**OBJECTIVE:** Find, in the records below, the line that contains "Generate a component" and the line that contains "const dots = [0, 1, 2, 3, 4, 5, 6, 7];". Copy those two lines and everything between them exactly, but not the pictures.

**PROVIDED DATA:**
☆ ☆ ☆ ☆

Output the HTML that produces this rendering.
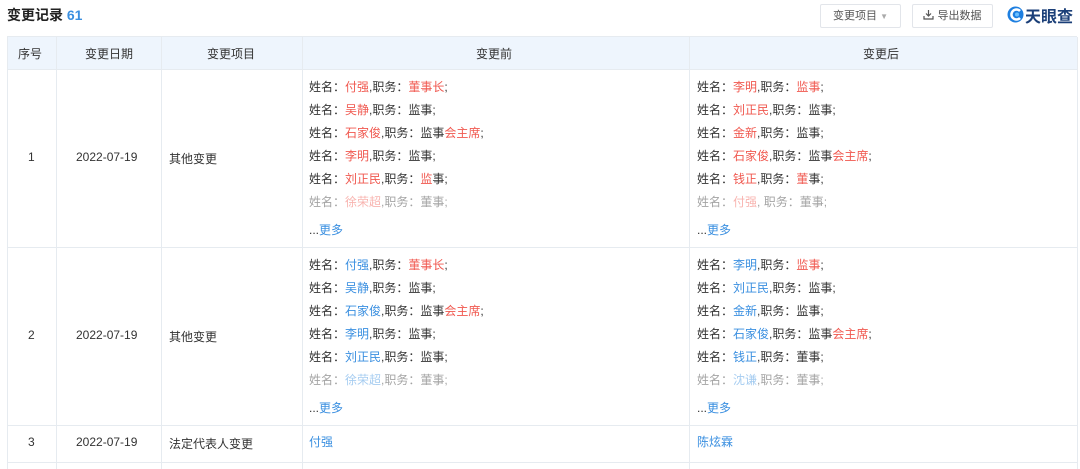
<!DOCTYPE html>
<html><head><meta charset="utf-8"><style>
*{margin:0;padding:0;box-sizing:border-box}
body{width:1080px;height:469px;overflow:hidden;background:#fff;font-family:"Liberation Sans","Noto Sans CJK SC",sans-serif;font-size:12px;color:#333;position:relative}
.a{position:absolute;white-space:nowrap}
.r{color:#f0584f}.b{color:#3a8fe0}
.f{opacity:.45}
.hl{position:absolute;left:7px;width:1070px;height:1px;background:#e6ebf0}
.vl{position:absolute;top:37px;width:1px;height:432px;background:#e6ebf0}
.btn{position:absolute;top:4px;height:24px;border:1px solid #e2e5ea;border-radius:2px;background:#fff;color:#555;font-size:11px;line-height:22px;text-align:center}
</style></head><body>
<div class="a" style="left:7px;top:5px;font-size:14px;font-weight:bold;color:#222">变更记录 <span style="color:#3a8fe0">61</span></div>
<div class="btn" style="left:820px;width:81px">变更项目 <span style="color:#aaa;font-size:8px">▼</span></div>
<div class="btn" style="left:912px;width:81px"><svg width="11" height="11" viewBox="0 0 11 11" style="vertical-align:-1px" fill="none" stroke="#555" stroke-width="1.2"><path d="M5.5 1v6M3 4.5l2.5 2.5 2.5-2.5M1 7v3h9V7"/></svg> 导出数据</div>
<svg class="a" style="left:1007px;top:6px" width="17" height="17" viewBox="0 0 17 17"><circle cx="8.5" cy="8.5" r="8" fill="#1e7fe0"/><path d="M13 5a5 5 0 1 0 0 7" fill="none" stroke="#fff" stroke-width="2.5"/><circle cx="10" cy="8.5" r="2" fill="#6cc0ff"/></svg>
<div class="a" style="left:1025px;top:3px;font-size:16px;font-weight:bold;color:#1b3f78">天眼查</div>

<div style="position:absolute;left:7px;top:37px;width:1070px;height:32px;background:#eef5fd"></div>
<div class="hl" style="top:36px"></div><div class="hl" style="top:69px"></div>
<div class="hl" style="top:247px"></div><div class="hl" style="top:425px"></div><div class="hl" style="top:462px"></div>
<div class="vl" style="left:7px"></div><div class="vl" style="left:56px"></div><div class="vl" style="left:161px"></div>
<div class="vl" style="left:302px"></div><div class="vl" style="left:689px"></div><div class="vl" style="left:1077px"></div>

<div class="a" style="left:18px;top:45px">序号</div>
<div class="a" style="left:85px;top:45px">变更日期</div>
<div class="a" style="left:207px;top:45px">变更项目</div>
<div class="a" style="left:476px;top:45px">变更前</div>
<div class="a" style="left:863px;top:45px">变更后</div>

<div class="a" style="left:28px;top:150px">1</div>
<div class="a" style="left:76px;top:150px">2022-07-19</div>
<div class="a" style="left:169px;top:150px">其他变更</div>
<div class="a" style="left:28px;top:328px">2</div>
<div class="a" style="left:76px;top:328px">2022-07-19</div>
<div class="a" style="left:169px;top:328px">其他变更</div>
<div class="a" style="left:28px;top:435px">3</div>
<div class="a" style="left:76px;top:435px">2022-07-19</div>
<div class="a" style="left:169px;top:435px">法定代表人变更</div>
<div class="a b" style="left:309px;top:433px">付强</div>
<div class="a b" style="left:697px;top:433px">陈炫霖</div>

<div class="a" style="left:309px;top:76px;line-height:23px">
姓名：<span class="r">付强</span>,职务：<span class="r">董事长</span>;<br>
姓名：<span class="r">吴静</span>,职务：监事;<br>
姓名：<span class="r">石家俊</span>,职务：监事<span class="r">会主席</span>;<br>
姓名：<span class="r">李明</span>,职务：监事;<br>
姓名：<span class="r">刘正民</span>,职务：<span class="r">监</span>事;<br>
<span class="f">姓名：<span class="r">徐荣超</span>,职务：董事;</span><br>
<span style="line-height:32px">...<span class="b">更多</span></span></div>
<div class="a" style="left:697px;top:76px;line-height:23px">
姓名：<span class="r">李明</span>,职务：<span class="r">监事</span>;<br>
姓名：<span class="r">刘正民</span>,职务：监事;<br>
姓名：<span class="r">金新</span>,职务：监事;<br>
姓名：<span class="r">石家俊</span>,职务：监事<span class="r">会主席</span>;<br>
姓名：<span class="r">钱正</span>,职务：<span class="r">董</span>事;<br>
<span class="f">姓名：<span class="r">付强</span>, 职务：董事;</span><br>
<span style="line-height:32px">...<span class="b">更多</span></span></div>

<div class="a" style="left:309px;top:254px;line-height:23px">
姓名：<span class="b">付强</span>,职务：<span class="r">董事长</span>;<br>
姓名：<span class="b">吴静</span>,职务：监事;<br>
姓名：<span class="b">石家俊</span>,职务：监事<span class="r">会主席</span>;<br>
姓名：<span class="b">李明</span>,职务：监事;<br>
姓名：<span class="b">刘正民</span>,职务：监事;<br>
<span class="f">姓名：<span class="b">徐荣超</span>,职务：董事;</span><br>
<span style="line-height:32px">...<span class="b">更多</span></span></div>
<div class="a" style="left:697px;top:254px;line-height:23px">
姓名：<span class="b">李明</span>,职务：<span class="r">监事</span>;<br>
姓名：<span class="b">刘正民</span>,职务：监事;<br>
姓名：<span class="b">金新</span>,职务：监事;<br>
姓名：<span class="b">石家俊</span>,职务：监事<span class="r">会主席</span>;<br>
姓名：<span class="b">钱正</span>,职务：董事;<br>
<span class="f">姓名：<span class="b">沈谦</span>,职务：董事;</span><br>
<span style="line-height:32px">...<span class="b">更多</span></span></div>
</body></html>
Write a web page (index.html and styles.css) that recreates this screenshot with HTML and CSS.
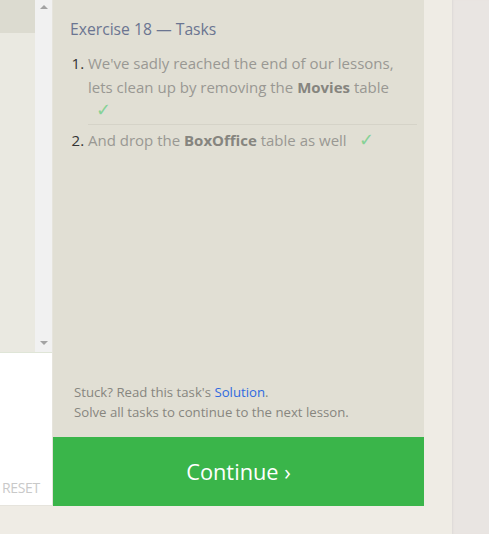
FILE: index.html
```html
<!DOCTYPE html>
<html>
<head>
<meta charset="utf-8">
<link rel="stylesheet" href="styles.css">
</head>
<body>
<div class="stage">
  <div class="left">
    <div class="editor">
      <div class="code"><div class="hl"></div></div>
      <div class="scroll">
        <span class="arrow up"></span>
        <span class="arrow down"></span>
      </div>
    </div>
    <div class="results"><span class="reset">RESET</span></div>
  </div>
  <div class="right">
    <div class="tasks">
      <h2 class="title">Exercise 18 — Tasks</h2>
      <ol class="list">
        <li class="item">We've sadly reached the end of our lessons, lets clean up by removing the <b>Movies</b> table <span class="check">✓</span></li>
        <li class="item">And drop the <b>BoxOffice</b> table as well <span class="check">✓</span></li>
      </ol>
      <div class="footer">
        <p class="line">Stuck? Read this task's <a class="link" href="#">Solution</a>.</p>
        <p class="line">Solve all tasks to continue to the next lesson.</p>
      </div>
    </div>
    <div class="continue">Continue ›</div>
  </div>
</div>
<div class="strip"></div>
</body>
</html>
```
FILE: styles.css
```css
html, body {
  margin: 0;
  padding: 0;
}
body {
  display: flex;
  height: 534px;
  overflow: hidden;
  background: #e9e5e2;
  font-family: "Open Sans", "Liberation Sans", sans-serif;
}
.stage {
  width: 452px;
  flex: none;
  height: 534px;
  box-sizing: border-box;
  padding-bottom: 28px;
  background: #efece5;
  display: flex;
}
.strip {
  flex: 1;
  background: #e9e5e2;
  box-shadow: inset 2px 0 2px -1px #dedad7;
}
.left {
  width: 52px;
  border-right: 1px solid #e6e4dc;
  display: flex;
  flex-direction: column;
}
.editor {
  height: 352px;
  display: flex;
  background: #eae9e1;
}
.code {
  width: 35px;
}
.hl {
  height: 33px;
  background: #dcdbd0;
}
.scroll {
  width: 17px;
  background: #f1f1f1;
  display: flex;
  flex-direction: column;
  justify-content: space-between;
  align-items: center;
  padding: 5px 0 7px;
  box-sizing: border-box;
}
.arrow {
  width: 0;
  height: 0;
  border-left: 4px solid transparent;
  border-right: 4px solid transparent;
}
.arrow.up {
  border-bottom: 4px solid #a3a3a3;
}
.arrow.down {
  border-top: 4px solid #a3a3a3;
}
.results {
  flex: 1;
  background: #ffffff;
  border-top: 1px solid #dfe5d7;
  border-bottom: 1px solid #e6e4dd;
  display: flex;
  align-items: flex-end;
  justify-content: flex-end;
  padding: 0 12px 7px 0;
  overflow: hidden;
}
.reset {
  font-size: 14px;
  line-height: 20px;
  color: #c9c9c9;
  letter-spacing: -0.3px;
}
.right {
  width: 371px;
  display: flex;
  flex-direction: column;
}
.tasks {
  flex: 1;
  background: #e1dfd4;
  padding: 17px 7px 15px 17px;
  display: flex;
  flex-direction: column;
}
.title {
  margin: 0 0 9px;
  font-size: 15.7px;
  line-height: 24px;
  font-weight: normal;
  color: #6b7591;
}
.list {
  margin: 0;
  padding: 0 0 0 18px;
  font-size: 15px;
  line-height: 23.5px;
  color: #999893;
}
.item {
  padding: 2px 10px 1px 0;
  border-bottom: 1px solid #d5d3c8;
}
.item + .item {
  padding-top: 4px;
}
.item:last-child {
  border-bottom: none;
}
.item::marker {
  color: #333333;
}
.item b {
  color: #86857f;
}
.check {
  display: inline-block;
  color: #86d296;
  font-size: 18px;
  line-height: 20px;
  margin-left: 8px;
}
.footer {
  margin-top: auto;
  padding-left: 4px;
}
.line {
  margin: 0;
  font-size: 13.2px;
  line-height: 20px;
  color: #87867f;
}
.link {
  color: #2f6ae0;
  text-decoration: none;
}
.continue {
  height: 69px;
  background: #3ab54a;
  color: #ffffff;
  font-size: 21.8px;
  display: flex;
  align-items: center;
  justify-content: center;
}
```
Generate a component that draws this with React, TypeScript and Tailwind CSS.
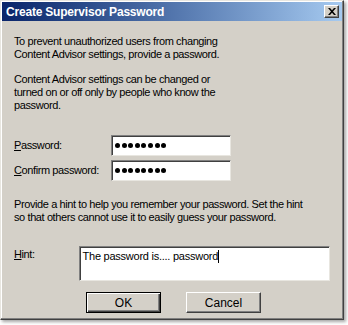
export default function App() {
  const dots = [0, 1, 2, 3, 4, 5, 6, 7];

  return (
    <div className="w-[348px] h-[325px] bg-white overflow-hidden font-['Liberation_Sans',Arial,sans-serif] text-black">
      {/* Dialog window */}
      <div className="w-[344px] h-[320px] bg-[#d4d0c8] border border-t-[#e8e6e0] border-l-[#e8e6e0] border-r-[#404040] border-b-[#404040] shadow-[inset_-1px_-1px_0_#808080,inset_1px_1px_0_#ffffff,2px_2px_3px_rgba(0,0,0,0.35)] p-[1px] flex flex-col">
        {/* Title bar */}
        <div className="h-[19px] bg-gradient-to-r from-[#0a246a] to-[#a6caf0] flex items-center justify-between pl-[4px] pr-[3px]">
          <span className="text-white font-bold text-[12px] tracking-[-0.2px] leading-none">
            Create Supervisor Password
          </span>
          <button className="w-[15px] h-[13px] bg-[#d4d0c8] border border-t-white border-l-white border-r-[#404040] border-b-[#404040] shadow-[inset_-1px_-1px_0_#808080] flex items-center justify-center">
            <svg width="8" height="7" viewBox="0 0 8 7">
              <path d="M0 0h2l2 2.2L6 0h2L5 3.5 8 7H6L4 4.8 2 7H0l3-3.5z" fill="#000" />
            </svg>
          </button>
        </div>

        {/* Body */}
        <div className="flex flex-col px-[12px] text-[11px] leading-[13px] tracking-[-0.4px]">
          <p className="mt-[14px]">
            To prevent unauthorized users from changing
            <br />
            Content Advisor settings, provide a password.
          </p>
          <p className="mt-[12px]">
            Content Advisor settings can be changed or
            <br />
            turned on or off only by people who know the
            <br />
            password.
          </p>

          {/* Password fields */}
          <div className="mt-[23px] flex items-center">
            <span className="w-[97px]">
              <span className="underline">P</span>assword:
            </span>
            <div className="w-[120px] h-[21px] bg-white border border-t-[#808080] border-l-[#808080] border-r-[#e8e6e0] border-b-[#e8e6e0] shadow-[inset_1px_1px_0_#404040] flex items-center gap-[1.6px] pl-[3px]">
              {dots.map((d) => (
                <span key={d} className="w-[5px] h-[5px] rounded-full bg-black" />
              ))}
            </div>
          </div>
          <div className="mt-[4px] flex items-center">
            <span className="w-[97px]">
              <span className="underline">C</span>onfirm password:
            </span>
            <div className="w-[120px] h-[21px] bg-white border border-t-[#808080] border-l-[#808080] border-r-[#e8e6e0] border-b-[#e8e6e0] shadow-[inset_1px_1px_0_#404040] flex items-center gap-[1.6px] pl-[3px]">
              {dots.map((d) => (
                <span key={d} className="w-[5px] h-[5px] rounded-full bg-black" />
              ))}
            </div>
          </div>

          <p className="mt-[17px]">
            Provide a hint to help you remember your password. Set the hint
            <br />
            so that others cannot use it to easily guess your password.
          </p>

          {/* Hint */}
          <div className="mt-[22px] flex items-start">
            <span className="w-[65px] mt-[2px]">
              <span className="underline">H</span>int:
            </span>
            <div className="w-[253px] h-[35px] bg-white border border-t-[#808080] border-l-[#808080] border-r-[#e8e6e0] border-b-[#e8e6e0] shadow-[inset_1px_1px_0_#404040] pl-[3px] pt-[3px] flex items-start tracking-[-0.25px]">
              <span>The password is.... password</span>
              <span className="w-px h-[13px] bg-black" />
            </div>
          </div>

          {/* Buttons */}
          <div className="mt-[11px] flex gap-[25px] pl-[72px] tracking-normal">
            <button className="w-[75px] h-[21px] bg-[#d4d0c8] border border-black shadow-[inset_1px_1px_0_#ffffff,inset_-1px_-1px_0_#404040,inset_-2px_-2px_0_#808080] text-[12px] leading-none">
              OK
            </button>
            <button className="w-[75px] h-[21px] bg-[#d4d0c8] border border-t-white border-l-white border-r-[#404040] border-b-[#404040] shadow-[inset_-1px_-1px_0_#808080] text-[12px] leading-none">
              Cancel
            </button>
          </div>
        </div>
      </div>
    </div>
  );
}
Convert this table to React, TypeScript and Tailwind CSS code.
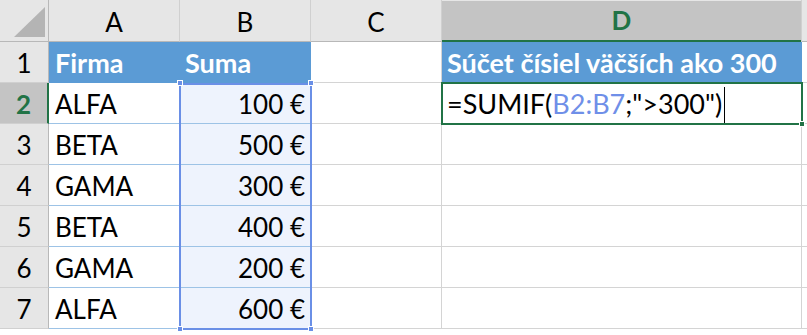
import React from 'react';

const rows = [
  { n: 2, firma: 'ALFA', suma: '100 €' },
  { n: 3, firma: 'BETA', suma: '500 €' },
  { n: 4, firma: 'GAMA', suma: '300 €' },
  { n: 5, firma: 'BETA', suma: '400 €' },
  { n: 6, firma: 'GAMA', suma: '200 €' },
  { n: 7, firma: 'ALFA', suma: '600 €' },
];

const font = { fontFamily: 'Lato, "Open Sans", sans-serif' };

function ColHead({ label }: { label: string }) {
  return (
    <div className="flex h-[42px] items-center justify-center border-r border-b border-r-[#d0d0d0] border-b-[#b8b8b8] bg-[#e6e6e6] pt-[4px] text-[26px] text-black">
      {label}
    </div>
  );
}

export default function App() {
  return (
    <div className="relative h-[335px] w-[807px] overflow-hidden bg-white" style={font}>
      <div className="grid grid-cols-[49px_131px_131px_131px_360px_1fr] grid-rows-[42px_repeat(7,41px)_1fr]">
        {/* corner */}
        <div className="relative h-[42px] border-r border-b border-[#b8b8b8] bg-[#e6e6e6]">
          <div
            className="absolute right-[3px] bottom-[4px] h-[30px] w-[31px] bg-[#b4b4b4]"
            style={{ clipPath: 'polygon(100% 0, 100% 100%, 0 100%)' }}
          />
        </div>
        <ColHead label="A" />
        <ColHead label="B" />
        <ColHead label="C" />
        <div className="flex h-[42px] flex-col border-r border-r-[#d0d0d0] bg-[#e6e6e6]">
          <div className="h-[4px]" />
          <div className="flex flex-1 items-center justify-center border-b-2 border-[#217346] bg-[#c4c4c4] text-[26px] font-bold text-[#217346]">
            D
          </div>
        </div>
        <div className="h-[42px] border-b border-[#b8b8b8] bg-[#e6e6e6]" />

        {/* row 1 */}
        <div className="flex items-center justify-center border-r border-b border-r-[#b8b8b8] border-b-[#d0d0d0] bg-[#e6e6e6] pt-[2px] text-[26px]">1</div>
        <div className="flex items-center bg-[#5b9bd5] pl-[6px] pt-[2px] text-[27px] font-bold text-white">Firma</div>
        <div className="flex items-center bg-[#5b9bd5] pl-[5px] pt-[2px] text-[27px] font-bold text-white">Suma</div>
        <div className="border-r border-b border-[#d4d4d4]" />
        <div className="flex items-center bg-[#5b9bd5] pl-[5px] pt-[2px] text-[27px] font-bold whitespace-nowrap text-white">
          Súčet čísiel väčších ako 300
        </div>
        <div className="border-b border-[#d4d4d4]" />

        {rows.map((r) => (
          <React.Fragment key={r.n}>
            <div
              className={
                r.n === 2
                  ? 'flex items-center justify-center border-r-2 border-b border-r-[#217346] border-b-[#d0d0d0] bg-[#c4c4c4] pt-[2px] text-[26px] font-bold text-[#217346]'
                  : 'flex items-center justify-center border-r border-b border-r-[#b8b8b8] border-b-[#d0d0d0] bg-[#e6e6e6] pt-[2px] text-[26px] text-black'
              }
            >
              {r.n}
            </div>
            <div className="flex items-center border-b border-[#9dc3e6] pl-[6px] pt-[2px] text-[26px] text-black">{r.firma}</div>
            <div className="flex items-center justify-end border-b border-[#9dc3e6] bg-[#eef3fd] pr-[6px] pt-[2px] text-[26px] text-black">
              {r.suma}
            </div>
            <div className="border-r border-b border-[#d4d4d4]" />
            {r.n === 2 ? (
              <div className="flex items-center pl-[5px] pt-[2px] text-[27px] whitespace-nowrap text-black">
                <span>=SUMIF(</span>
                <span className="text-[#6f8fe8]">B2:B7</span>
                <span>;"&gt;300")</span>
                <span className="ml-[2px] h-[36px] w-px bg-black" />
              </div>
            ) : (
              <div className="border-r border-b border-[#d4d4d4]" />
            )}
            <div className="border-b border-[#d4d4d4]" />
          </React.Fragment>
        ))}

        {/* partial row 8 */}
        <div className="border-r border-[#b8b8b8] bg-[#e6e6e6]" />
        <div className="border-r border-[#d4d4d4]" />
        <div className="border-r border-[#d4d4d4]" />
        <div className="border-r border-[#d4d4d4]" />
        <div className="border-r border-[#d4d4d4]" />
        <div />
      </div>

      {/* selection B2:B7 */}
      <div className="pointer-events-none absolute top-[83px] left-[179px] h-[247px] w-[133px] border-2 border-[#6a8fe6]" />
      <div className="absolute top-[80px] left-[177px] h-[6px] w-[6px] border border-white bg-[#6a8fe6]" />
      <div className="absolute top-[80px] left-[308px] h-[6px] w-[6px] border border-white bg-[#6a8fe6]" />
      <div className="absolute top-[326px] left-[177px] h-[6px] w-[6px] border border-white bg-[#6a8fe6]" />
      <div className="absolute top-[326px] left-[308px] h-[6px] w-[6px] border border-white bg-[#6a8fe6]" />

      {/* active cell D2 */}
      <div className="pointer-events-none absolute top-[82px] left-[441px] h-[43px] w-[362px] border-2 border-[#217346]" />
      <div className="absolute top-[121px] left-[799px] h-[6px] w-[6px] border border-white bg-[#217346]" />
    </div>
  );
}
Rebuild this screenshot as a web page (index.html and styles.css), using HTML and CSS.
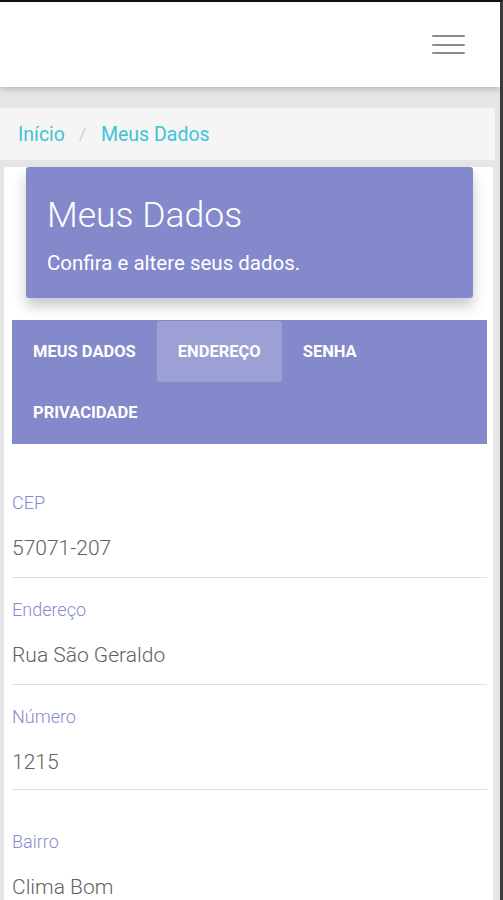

☆ ☆ ☆ ☆

**TASK SOLUTION:**
Generate a component that draws this with React, TypeScript and Tailwind CSS.
export default function App() {
  const dots = [0, 1, 2, 3, 4, 5, 6, 7];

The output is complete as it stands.